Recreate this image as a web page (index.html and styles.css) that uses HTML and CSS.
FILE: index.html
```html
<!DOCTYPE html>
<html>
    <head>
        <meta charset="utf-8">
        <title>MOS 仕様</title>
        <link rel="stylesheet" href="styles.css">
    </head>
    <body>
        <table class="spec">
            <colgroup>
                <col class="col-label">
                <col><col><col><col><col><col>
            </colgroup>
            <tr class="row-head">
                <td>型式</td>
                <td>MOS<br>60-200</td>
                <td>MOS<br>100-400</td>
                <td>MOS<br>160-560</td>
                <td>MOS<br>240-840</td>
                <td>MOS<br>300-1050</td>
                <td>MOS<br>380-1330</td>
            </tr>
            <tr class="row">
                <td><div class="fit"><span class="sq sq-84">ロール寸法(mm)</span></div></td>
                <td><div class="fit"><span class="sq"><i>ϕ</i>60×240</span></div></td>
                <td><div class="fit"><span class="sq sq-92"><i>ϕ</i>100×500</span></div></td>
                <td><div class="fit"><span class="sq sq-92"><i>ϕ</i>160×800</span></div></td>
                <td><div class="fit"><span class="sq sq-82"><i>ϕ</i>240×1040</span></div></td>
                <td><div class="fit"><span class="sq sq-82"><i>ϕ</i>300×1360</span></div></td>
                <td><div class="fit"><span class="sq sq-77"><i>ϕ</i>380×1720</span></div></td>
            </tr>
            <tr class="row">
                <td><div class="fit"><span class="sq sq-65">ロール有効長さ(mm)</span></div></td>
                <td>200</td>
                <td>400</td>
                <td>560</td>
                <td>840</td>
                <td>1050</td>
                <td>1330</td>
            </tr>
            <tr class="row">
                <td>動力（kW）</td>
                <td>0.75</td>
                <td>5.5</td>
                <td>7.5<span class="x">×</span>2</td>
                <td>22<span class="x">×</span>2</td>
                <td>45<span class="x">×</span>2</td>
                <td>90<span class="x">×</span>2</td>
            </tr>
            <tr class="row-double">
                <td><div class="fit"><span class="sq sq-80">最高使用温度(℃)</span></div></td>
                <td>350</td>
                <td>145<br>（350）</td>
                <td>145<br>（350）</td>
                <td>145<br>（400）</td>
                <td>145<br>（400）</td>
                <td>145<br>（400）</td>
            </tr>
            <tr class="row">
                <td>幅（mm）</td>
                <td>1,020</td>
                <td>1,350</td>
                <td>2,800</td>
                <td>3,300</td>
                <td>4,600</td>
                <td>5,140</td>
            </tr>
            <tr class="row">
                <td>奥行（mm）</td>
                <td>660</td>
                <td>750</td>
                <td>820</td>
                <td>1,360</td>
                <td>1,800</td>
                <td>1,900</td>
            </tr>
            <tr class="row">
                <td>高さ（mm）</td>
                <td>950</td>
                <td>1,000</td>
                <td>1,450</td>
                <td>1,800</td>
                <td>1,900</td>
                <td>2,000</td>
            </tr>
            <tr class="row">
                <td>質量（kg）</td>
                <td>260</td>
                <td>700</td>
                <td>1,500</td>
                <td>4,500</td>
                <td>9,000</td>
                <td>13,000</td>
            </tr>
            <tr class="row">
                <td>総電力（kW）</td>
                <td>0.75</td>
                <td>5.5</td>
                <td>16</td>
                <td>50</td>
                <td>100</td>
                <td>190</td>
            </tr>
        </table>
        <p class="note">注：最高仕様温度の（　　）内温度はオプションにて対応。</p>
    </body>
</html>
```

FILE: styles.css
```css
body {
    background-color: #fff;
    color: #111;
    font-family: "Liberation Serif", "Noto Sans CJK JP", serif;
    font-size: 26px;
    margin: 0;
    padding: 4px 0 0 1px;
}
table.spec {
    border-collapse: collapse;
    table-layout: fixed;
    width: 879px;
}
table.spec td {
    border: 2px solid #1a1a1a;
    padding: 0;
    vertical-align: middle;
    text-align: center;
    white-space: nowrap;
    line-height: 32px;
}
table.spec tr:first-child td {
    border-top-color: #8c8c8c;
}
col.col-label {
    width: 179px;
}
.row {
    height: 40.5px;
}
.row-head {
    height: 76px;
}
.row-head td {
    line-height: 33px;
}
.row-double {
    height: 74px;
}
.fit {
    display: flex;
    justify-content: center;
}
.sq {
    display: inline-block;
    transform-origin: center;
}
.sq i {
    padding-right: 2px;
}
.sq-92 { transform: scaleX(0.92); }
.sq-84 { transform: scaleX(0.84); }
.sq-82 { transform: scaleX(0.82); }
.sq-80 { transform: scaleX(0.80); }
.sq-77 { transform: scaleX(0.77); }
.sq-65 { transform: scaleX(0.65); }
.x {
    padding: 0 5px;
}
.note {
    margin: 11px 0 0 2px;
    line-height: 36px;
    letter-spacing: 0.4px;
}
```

• [Requirement] Working from the listing above, pick out every line that has "styles" and copy it.

• [Response for this exercise]
Recreate this image as a web page (index.html and styles.css) that uses HTML and CSS.
        <link rel="stylesheet" href="styles.css">
FILE: styles.css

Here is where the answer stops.